Being simultaneously life-affirming and death-obsessed is a tough act for any film to pull off, but Coco manages it. This might start bringing Pixar studios back from the dead. I’d feared the worst from this movie’s Mexican Day of the Dead trope, expecting a tiresome parade of sub-Halloweeny horror masks under a sombrero of cliches. Actually, it’s an engaging and touching quest narrative, with some great spectacle, sweet musical numbers and on-point stuff about the permeability of national borders.

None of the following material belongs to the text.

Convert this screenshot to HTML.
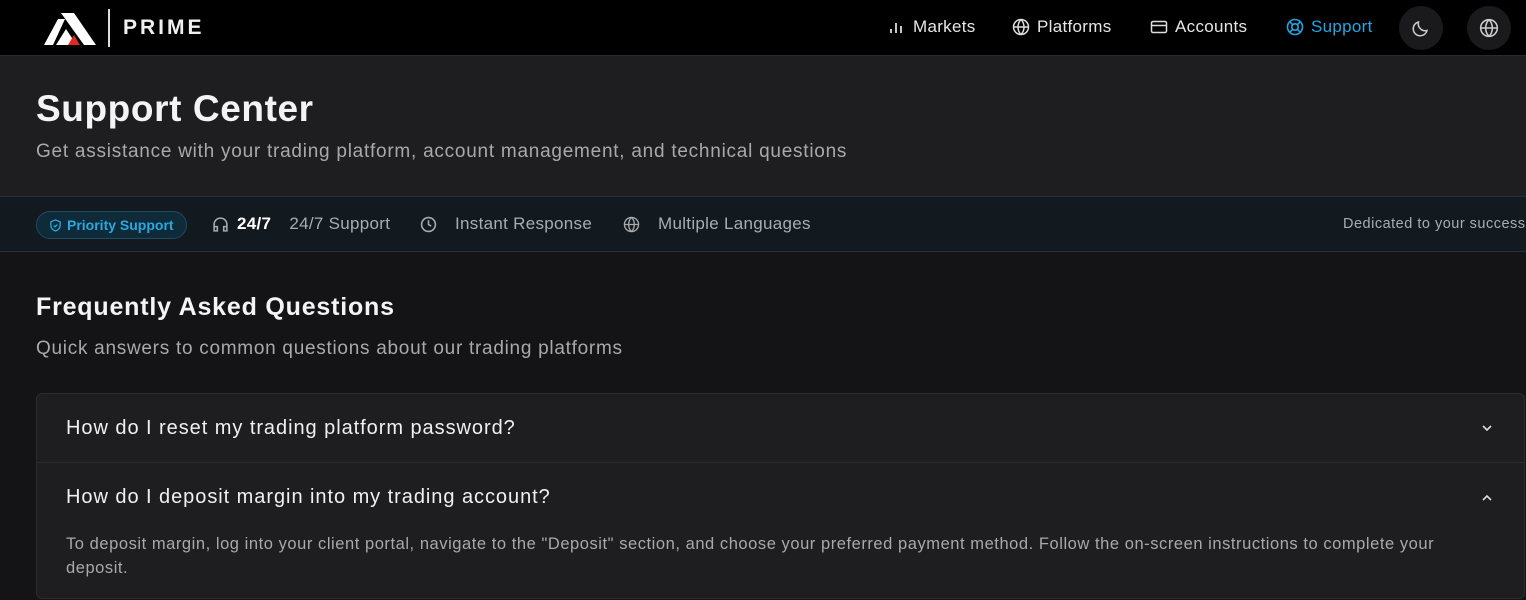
<!DOCTYPE html>
<html><head><style>
*{margin:0;padding:0;box-sizing:border-box}
html,body{width:1526px;height:600px;overflow:hidden}
body{background:#141416;font-family:"Liberation Sans",sans-serif;color:#e8e8ea}
.nav{height:56px;background:#000;position:relative;border-bottom:1px solid #2a2a2c}
.logo{position:absolute;left:44px;top:9px}
.bar{position:absolute;left:108px;top:9px;width:2px;height:38px;background:#ddd}
.prime{position:absolute;left:123px;top:16px;font-weight:bold;font-size:21px;letter-spacing:3px;color:#f0f0f0}
.ni{position:absolute;top:17px;font-size:17px;letter-spacing:0.3px;color:#e6e6e6;display:flex;align-items:center;gap:7px}
.ni svg{width:18px;height:18px}
.circ{position:absolute;top:6px;width:44px;height:44px;border-radius:50%;background:#1a1a1c;display:flex;align-items:center;justify-content:center}
.hdr{height:140px;background:#1e1e20;padding:32px 36px 0}
.hdr h1{font-size:37px;font-weight:bold;letter-spacing:0.6px;color:#f4f4f4;line-height:42px}
.hdr p{font-size:19px;letter-spacing:0.75px;color:#a8a8ad;margin-top:11px}
.band{height:56px;background:#121a20;border-top:1px solid #26303a;border-bottom:1px solid #26303a;position:relative;font-size:17px;letter-spacing:0.3px;color:#a8adb2}
.band>*{position:absolute;top:0;height:54px;display:flex;align-items:center;gap:8px}
.pill{left:36px;top:14px!important;height:28px!important;padding:0 12px;border:1px solid #1f4a60;background:#0f2a38;border-radius:14px;color:#2aa8e0;font-weight:bold;font-size:14px;gap:5px!important;letter-spacing:0}
main{padding:40px 36px 0}
main h2{font-size:25px;font-weight:bold;letter-spacing:0.8px;color:#f4f4f4;margin-top:1px}
main .sub{font-size:19px;letter-spacing:0.72px;color:#a8a8ad;margin-top:16px}
.card{margin-top:33px;width:1489px;height:206px;background:#1e1e20;border:1px solid #2c2c2e;border-radius:6px;overflow:hidden}
.q{height:69px;display:flex;align-items:center;justify-content:space-between;padding:0 30px 0 29px;font-size:20px;letter-spacing:0.95px;color:#f0f0f0;border-bottom:1px solid #2c2c2e}
.q:nth-child(2){border:none}
.a{padding:0 30px 0 29px;font-size:16.5px;letter-spacing:0.55px;color:#a8a8ad;line-height:24px;width:1470px}
</style></head><body>
<div class="nav">
<svg class="logo" width="54" height="38" viewBox="0 0 54 38"><polygon points="0,36 14,10 21,10 9,36" fill="#fff"/><polygon points="17,4 30,4 52,36 40,36" fill="#fff"/><polygon points="12,36 22,20 30,32 24,36" fill="#fff"/><polygon points="24,36 30,26 36,36" fill="#e0281e"/></svg>
<div class="bar"></div><div class="prime">PRIME</div>
<div class="ni" style="left:888px"><svg viewBox="0 0 18 18" stroke="#ddd" stroke-width="1.8"><path d="M3 15V11M8 15V5M13 15V8"/></svg>Markets</div>
<div class="ni" style="left:1012px"><svg viewBox="0 0 18 18" fill="none" stroke="#ddd" stroke-width="1.5"><circle cx="9" cy="9" r="7.5"/><path d="M1.5 9h15M9 1.5c-4 4-4 11 0 15M9 1.5c4 4 4 11 0 15"/></svg>Platforms</div>
<div class="ni" style="left:1150px"><svg viewBox="0 0 18 18" fill="none" stroke="#ddd" stroke-width="1.5"><rect x="1.5" y="3.5" width="15" height="11" rx="1.5"/><path d="M1.5 7.5h15"/></svg>Accounts</div>
<div class="ni" style="left:1286px;color:#22a6e2"><svg viewBox="0 0 18 18" fill="none" stroke="#22a6e2" stroke-width="1.6"><circle cx="9" cy="9" r="7.5"/><circle cx="9" cy="9" r="3.2"/><path d="M3.7 3.7l3 3M14.3 3.7l-3 3M3.7 14.3l3-3M14.3 14.3l-3-3"/></svg>Support</div>
<div class="circ" style="left:1399px"><svg width="20" height="20" viewBox="0 0 20 20" fill="none" stroke="#ccc" stroke-width="1.5"><path d="M16 12.5A7 7 0 0 1 7.5 4a7 7 0 1 0 8.5 8.5z"/></svg></div>
<div class="circ" style="left:1467px"><svg width="20" height="20" viewBox="0 0 18 18" fill="none" stroke="#ccc" stroke-width="1.4"><circle cx="9" cy="9" r="7.5"/><path d="M1.5 9h15M9 1.5c-4 4-4 11 0 15M9 1.5c4 4 4 11 0 15"/></svg></div>
</div>
<div class="hdr"><h1>Support Center</h1><p>Get assistance with your trading platform, account management, and technical questions</p></div>
<div class="band">
<div class="pill"><svg width="13" height="13" viewBox="0 0 14 14" fill="none" stroke="#2aa8e0" stroke-width="1.4"><path d="M7 1l5 2v4c0 3-2.5 5-5 6-2.5-1-5-3-5-6V3z"/><path d="M5 7l1.5 1.5L9 6"/></svg>Priority Support</div>
<div style="left:212px"><svg width="17" height="17" viewBox="0 0 16 16" fill="none" stroke="#aaa" stroke-width="1.5"><path d="M2 12V8a6 6 0 0 1 12 0v4M2 10h3v4H2zM11 10h3v4h-3z"/></svg><b style="color:#fff">24/7</b>&nbsp; 24/7 Support</div>
<div style="left:420px;gap:18px"><svg width="17" height="17" viewBox="0 0 16 16" fill="none" stroke="#aaa" stroke-width="1.5"><circle cx="8" cy="8" r="6.5"/><path d="M8 4v4l2.5 1.5"/></svg>Instant Response</div>
<div style="left:623px;gap:18px"><svg width="17" height="17" viewBox="0 0 18 18" fill="none" stroke="#aaa" stroke-width="1.4"><circle cx="9" cy="9" r="7.5"/><path d="M1.5 9h15M9 1.5c-4 4-4 11 0 15M9 1.5c4 4 4 11 0 15"/></svg>Multiple Languages</div>
<div style="left:1343px;font-size:14.5px;letter-spacing:0.5px;white-space:nowrap">Dedicated to your success</div>
</div>
<main><h2>Frequently Asked Questions</h2><p class="sub">Quick answers to common questions about our trading platforms</p>
<div class="card">
<div class="q">How do I reset my trading platform password?<svg width="14" height="14" viewBox="0 0 14 14" fill="none" stroke="#ddd" stroke-width="1.6"><path d="M3 5l4 4 4-4"/></svg></div>
<div class="q">How do I deposit margin into my trading account?<svg width="14" height="14" viewBox="0 0 14 14" fill="none" stroke="#ddd" stroke-width="1.6"><path d="M3 9l4-4 4 4"/></svg></div>
<div class="a">To deposit margin, log into your client portal, navigate to the "Deposit" section, and choose your preferred payment method. Follow the on-screen instructions to complete your deposit.</div>
</div></main>
</body></html>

Coco is conceived on classic lines, certainly, but has that rarest of things in movies of any sort – a real third act and an interesting ending. It has something to say about memory and mortality and how we think about the awfully big adventure waiting for us all, which finally incubated an unexpectedly stubborn lump in my throat. This film has a potency that Pixar hasn’t had for a while, and for suppressed tears, the last five minutes of Coco might come to be compared to the opening montage of Up.
We find ourselves in Mexico, where a kid called Miguel (voiced by Anthony Gonzalez) lives in a small town with his extended family, including his ancient great-grandmother Coco, who is poignantly on the verge of succumbing to dementia. Miguel dreams of being a musician such as the mega-celebrity singer Ernesto De La Cruz (voiced by Benjamin Bratt) who became a screen star and recording legend before being crushed to death by a falling bell in 1942. But, like Billy Elliot shoved into the boxing ring, Miguel is all set to join the family’s trade: making shoes.
The reason is that his folks have their own deeply internalised betrayal myth: Coco’s father was a vagabond musician who ran out on a young wife and infant daughter to chase his musical dreams. The family has sworn never to have anything to do with music and has even torn this man’s image from the family photograph: that vitally important image without which an ofrenda cannot be made for the Day of the Dead when the departed come back for a visit.
Miguel makes what he thinks is a sensational discovery: this disgraced ancestor was in fact the legendary lantern-jawed charmer Ernesto de la Cruz, and when a cosmic quirk of fate puts Miguel accidentally in the Land of the Dead, his mission is to make contact with De la Cruz and get his all-important blessing to return to the living world and pursue his musical destiny.
Of course, in the time-honoured style, Miguel needs a quirky/unreliable helpmeet for the journey and this is a deceased scallywag called Héctor (voiced by Gael García Bernal) whose body has a habit of collapsing and reforming with a xylophone clatter. As with all the comic wingmen in this kind of film, Héctor is a mix of Sancho Panza and Don Quixote.
In the real world, the Day of the Dead, with its endlessly Instagrammable images, is danger of becoming the west’s condescending gap-year obsession. Coco – which can be compared to the Guillermo del Toro-produced movie The Book of Life – takes a particular line on this phenomenon: that it is an empowering, family-friendly folk myth that puts us in touch with our heritage.
Another way of thinking about it is that it’s a raucous, satirically challenging and deliberately transgressive tradition that glories in the physical intractability of death and thereby mocks the pretensions of powerful but all-too-mortal rulers: which is, incidentally, the tradition that Eisenstein responded to for his unrealised Mexico film Que Viva Mexico!
Well, that is not what Coco is about; it is more emollient. Perhaps like Orpheus with his lyre, Miguel’s way with a guitar will get him back to the world of life and the world of music, without which, of course, a living death is all he has to look forward to wherever he happens to be.
He, and we, absorb the news that the Land of the Dead is not the same as eternity. These vivified skeletons beyond the grave exist there only as long as someone back on Earth remembers them, which is why the photo piety of the domestic shrine is so important. It is a gigantic Valhalla of private and public celebrity. Oblivion means death and De la Cruz’s most famous song was called Remember Me. This is a charming and very memorable film.